Technology, Thoughts & Trinkets

Touring the digital through type

Update to Virgin Media and Copyright DPI

virginmedialogoRecently, I’ve heard back from Detica about CView and wanted to share the information that Detica has been provided. CView is the copyright detection Deep Packet Inspection (DPI) appliance that Virgin Media will be trialling, and is intended to measure the amount of copyright infringing files that cross Virgin’s network. This index will let Virgin determine whether the content deals they sign with content producers have a noticeable impact on the amount of infringing P2P traffic on their network. Where such deals reduce infringements, then we might expect Virgin to invest resources in agreements with content producers, and if such agreements have no impact then Virgin’s monies will likely be spent on alternate capital investments. I’ll note up front that I’ve sent some followup questions to seek additional clarity where the answers I received were somewhat hazy; such haziness appears to have been from a miscommunication, and is likely attributable to a particular question that was poorly phrased. Up front, I will state that I’m not willing to release the name of who I’m speaking with at Detica, as I don’t think that their name is needed for public consumption and would be an inappropriate disclosure of personal information.

The key question that is lurking in my own mind – if not that of others interested in the CView product – is whether or not the appliance can associate inspected data flows with individuals. In essence, I’m curious about whether or not CView has the ability to collect ‘personally identifiable information’ as outlined by the Privacy Commissioner of Canada in her recent findings on Bell’s use of DPI. In her findings, the Commissioner argues that because Bell customers’ subscriber ID and IP address are temporarily collated that personal information is being collected that Bell does collect personal information.

In the case of Bell, this didn’t mean that they had to stop the collection, but that they had to adjust their privacy policies to reflect this collection (though it should be noted that any such association and collection will happen, with or without a DPI appliance, because Bell always associates a subscriber ID with dynamically assigned IP addresses).

Now, this means that my examination of the CView system and consideration of privacy is different from those approaching the system from the stance of Regulation of Investigative Powers Act which might be seen as putting me off-side of some privacy advocates. I don’t necessarily have an issue with that, and in fact think that strong, well meaning discussion amongst the privacy community can be quite healthy – different levels of analysis and approaches are called for when facing particularly novel technological systems, and expecting a lockstep approach of these technologies and their accompanying politics is somewhat absurd. For my purposes, I’ll simplify things and identify a privacy infringement (for my purposes, if not those of RIPA) as entailing:

  1. A collection, processing, storage, or analysis of data that is associated with an individual, or a very specific set of individuals;
  2. A case where whatever is collected, processed, stored, or analyzed is done so to influence the individual, or specific set of individuals, in a particular and reasonably direct manner;
  3. An instance of data anonymization where there is the strong likelihood that such anonymization is either intentionally compromised or unlikely to be effective.
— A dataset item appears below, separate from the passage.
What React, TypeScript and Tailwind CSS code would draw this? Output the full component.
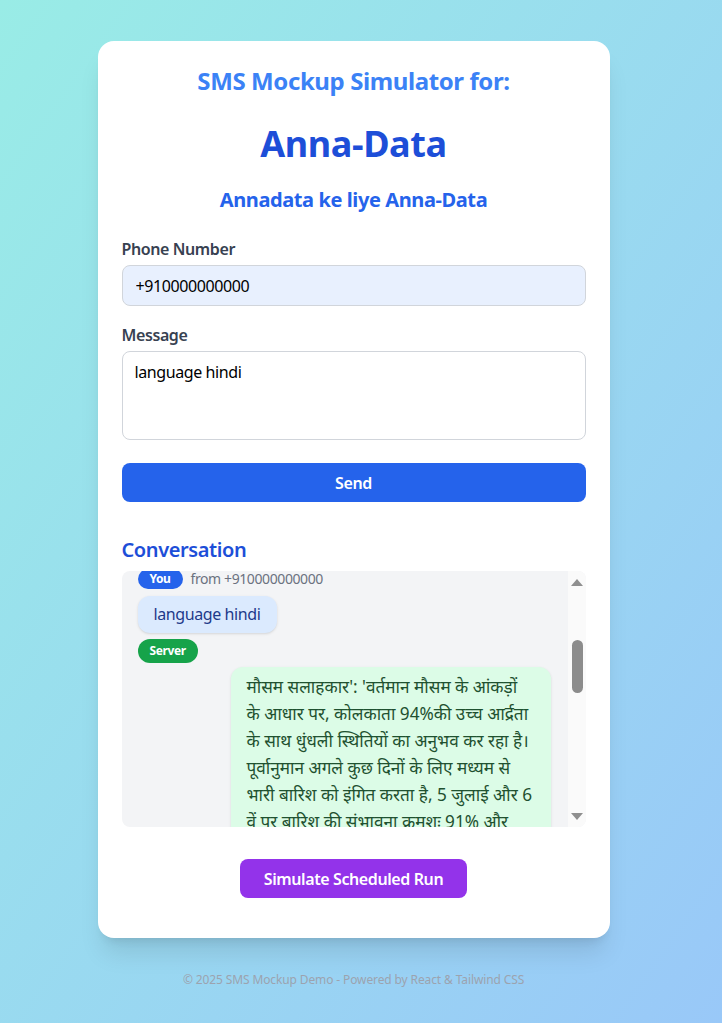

In terms of the CView system, let’s first address the concern of anonymization. Specifically, we have to ask how stringent the anonymization system actually is. When I asked Detica about this process, they informed me that because the CView device is intended to produce a Copyright Infringement Index (aka the ‘Piracy Index’) by evaluating the overall filesharing on a network that identity information isn’t required for this objective. IP addresses are anonymized at the source/DPI device using a pseudo-random replacement algorithm, which also entails ignoring the external IP addresses. The key generation system is managed automatically by the device (and thus an ISP can’t muck around with the system), and keys are periodically cycled and redistributed. The keys are never made available outside of the device, and once a set of keys for a given time period are discarded they cannot be recovered – the process is irreversible. On this basis, we can argue that no subscriber ID is associated with the randomized replacement algorithm, there is no way to associate a subscriber ID with the pseudo-random number after the fact, and as such the anonymization system should serve its purpose. Of course, there is a concern that there are no such things as anonymization processes – as noted by Paul Ohm – but I think that a more technical analysis of data logs would be required to figure out whether or not we could make the push that Detica’s system is a failure. At the very least, they appear to be making a real effort in keeping data sets anonymous and doing what they can to prevent privacy infringing behaviour.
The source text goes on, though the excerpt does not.